Your reporting on NAR and Kenny Parcell had an immediate impact. What was the reaction when the eXp story was published?
I don't think we've seen the end of the eXp story yet. It landed very differently than the NAR story for a number of reasons, but it hit loud, and their stock dipped, and then it was silent. A lot of that might also have to do with the timing because we ran it just before the end of the year. But until that case plays out in court, I don't think we're going to really know what the impact of that reporting is and what the end of that story is.
When you say it hit differently than the NAR story, can you tell us more about that?
If you compare my investigation into Kenny Parcell and my investigation into eXp, the two of them side-by-side are a really great case study in both the power of journalism and the limits of journalism. All I could do as a reporter is tell the story, and then if there's going to be an impact, people have to respond to the story and decide that they want to go somewhere with it. So with NAR, members almost immediately started demanding change.
With eXp it was a bit of the opposite, where their leadership didn't respond at all. I got a lot of private messages, but there were very few public calls for accountability from eXp. These stories landed differently because the response of the people who are directly affected by that news was different. As a journalist, I don't want to control that because it's not my job — and I also can't control that. I did my part with the reporting, and what happens after that is no longer up to me.
Were you as surprised as we were about Tracy Kasper's abrupt resignation from NAR?
It was a huge shock to me. I was stunned mainly because I was at NAR NXT in November, and she just stepped into that role and was clearly so exuberant to be in that role. It was something that she is talented at and had clearly been waiting for a long time to obtain. So whatever happened there must have been very significant for her to step down so quickly.
There seems to be an unsavory element in parts of the real estate world with the parties, the egos and the sheer number of people in the industry. Is it different than other industries?
I got into this specific line of reporting — focused on sexual harassment and corruption — because of a story I did back in July looking at the safety risks female Realtors face when they're selling homes alone. And that story kind of snowballed into all these other ones.
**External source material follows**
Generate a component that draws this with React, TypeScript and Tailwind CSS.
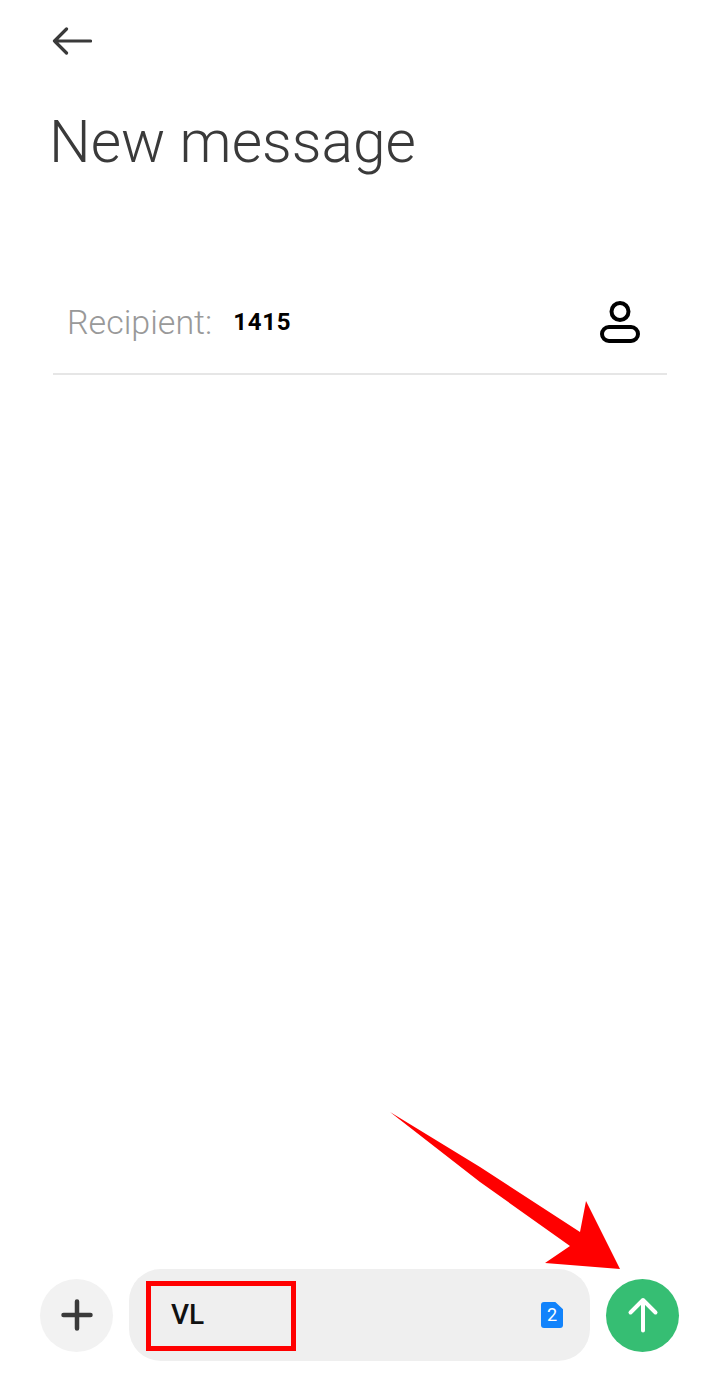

But so much of the industry — especially when it comes to women — is predicated upon how you look or what your image is, and then you couple that with the fact that most agents are not full time, so they're selling homes without the protections of being on payroll or having HR or even being able to file an EEOC complaint.
Add to that the fact that most of the power and the pay in the industry belongs to men, and real estate's largest professional organization is run by a tiny group of people who all know each other and are insular. It's just rife for corruption and for so many things to go spectacularly wrong.
Your stories on NAR and eXp were eye-opening for many readers. What will you be working on in 2024?
After I wrote the NAR story, I was flooded with tips about local and state organizations that have similar or worse corruption, and I'm not sure if the answer right now is to interrogate them one by one, or to do it on a wider, more holistic level. In addition, eXp is not the only brokerage that has issues, so I want to look at other brokerages. What I've learned since July and August is that if it's happening in one corner of the industry, it's probably happening in all of the corners.
Then also there's going to be a ton of breaking news, because I don't think the story with NAR is over yet, so I have to save bandwidth for that too. No one expected Tracy Kasper to step down. We don't know if NAR is going to declare bankruptcy tomorrow. We don't know if there's going to be a new organization that's founded as a result. We don't know if Kenny Parcell is going to go totally nuclear. There's all sorts of question marks that you have to be ready to cover.